Two Drugs Offer New Hope for Breast Cancer Patients

  • Share
  • Read Later
Adrianna Williams

It’s not often that researchers get to report good news for cancer patients, but this week at the San Antonio Breast Cancer Symposium, researchers announced encouraging results from studies of two cancer medications that appeared to keep women’s disease from advancing.

In the first trial of 808 women with advanced breast cancer, an experimental drug from Genentech called pertuzumab stalled patients’ cancer for a median of 18 months when added to standard treatment, compared with a year for patients who got usual treatment alone. Whether or not it improves patients’ survival isn’t clear yet, but the study is ongoing.

Pertuzumab attacks the same target as the cancer drug Herceptin, cells that overproduce a protein known as HER2 that promotes tumor growth. Pertuzumab works in a slightly different, but complementary way, and together the drugs appear to slow down the disease. About 20% to 25% of breast cancers are positive for HER2 — these are the women who might benefit from the new pairing of drugs. “Pertuzumab is a winner,” Dr. Eric Winer of the Dana Farber Cancer Center told the Associated Press. Winer was not affiliated with the study.

The second trial involved Novartis AG’s drug everolimus (Afinitor), which is normally used to suppress the immune system of organ transplant patients. Researchers coupled the drug with an aromatase inhibitor in a trial of 724 women, and the combo slowed progression of metastatic breast cancer by four months, compared with the aromatase inhibitors alone. “These results establish a new standard of care for this group of patients,” Dr. Gabriel Hortobagyi, professor of medicine at MD Anderson Cancer Center and lead author of the study, which was presented at the conference and published in the New England Journal of Medicine, told Medpage Today.

Until now, treating advanced breast cancer has been a game of catch-up, in which doctors cycle through all available hormone therapies in a desperate attempt to stay ahead of the disease. But the latest results suggest that patients may be able to get off that treatment treadmill by adding everolimus, which targets a pathway that cancer cells need to survive. Overall, women getting everolimus had seven months with no disease progression, compared with three in the group that did not get the drug.

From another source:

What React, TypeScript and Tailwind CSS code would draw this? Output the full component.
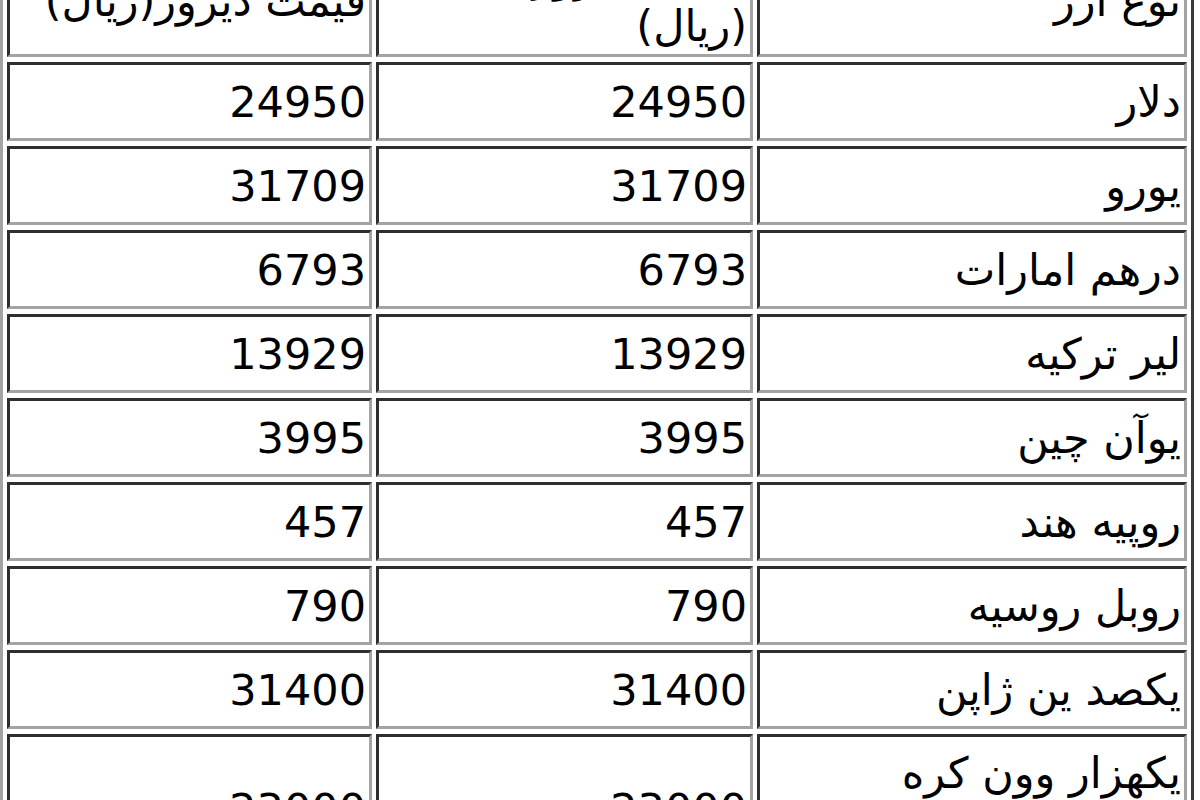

Because neither drug combination is yet approved by the Food and Drug Administration for use in treating breast cancer, and pertuzumab is still experimental, additional studies will need to validate the results and show that the drugs can extend survival of patients longer than those that are currently available. Another catch: the drugs are likely to be very expensive, up to $10,000 a month, the AP reports.

Doctors are hopeful that confirmation will come soon. Regarding the everolimus trial, Dr. Vered Stearns, the co-director of the Breast Cancer Program at Johns Hopkins University, told Medpage Today: “The superiority of the combination is statistically and clinically significant and I anticipate that will lead to approval and clinical use within a year or less.”